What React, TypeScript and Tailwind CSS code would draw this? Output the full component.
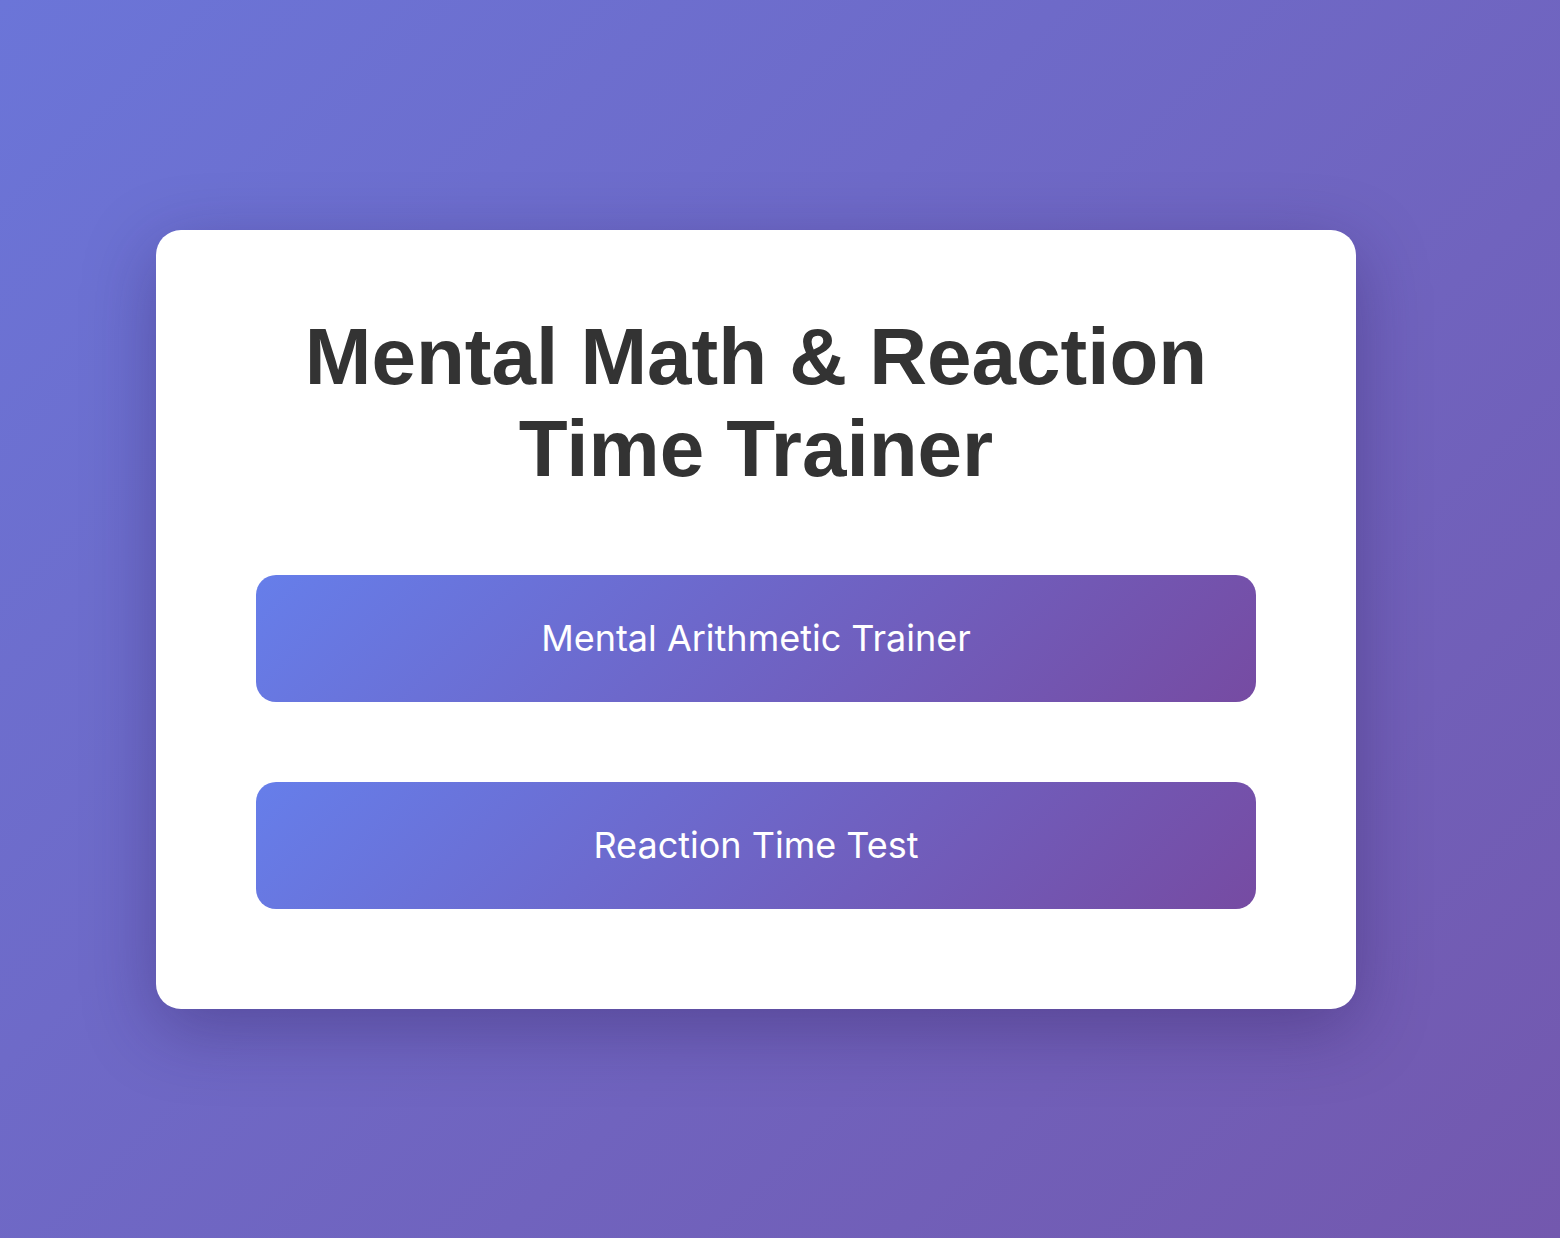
import * as React from 'react';

export default function App() {
  const modes = ['Mental Arithmetic Trainer', 'Reaction Time Test'];

  return (
    <div className="min-h-screen w-full flex items-center justify-center pr-12 bg-linear-135/srgb from-[#6b75d8] to-[#7358ae]">
      {/* Menu card */}
      <div className="w-[1200px] bg-white rounded-[25px] px-[100px] pt-[81px] pb-[100px] shadow-[0_20px_70px_rgba(40,20,80,0.35)]">
        <h1 className="text-center text-[80px] leading-[92px] font-bold text-[#333333] font-['Liberation_Sans',Arial,sans-serif]">
          Mental Math &amp; Reaction
          <br />
          Time Trainer
        </h1>

        <div className="mt-[80px] flex flex-col gap-[80px]">
          {modes.map((label) => (
            <button
              key={label}
              className="h-[127px] w-full rounded-[20px] bg-linear-135/srgb from-[#667eea] to-[#764ba2] text-white text-[36px] font-['Inter','Noto_Sans',sans-serif] flex items-center justify-center"
            >
              {label}
            </button>
          ))}
        </div>
      </div>
    </div>
  );
}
_ _ _
Using the material above, gather every line that includes "full".

What React, TypeScript and Tailwind CSS code would draw this? Output the full component.
    <div className="min-h-screen w-full flex items-center justify-center pr-12 bg-linear-135/srgb from-[#6b75d8] to-[#7358ae]">
              className="h-[127px] w-full rounded-[20px] bg-linear-135/srgb from-[#667eea] to-[#764ba2] text-white text-[36px] font-['Inter','Noto_Sans',sans-serif] flex items-center justify-center"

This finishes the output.